• _What you have to do_
Show all lines holding the string "styled".

++++++++

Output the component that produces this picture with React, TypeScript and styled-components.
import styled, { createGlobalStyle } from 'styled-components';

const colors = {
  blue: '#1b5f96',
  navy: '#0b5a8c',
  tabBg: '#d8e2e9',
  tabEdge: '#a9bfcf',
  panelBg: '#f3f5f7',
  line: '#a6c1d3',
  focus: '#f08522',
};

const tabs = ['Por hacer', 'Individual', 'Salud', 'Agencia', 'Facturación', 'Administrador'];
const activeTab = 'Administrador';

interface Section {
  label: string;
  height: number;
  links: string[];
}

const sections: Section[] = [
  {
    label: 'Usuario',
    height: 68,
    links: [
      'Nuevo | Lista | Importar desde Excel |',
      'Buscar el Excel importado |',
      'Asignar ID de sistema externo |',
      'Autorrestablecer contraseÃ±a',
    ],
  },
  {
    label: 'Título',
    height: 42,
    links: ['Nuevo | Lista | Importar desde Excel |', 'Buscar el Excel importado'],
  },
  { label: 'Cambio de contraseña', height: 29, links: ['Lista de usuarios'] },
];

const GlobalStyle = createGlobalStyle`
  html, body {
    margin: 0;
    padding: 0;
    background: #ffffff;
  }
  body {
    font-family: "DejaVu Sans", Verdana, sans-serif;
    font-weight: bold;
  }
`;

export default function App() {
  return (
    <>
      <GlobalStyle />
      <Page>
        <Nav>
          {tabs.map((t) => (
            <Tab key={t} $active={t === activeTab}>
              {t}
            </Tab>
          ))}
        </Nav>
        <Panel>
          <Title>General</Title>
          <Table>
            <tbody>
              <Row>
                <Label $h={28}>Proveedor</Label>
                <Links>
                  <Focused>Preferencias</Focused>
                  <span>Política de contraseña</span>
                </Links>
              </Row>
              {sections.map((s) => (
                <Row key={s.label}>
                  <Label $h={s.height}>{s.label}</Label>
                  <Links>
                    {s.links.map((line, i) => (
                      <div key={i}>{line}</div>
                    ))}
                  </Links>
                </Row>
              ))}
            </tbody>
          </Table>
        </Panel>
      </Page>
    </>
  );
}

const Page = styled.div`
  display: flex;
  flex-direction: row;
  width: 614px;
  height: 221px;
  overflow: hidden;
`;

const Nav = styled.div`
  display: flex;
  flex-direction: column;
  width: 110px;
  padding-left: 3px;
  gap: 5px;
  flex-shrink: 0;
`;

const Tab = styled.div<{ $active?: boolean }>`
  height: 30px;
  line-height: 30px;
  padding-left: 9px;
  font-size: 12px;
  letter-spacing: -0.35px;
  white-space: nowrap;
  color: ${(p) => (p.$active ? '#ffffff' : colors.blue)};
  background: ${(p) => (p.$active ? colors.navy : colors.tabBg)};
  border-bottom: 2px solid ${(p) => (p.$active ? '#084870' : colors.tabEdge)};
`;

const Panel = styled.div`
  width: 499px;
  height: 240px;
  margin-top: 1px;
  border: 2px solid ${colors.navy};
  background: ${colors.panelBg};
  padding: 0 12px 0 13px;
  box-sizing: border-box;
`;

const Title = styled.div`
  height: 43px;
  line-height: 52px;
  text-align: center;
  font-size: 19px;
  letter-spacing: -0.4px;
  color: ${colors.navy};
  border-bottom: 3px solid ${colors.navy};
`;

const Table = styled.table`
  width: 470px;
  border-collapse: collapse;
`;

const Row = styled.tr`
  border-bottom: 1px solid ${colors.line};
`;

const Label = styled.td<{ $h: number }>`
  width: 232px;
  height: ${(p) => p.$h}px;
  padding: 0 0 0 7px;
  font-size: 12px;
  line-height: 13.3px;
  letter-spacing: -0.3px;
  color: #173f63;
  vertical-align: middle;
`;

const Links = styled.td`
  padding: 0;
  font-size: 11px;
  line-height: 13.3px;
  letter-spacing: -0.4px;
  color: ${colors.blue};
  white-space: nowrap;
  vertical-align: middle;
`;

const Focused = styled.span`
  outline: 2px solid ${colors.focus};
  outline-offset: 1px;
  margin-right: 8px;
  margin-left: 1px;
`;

++++++++

• _Worked answer_
Output the component that produces this picture with React, TypeScript and styled-components.
import styled, { createGlobalStyle } from 'styled-components';
const Page = styled.div`
const Nav = styled.div`
const Tab = styled.div<{ $active?: boolean }>`
const Panel = styled.div`
const Title = styled.div`
const Table = styled.table`
const Row = styled.tr`
const Label = styled.td<{ $h: number }>`
const Links = styled.td`
const Focused = styled.span`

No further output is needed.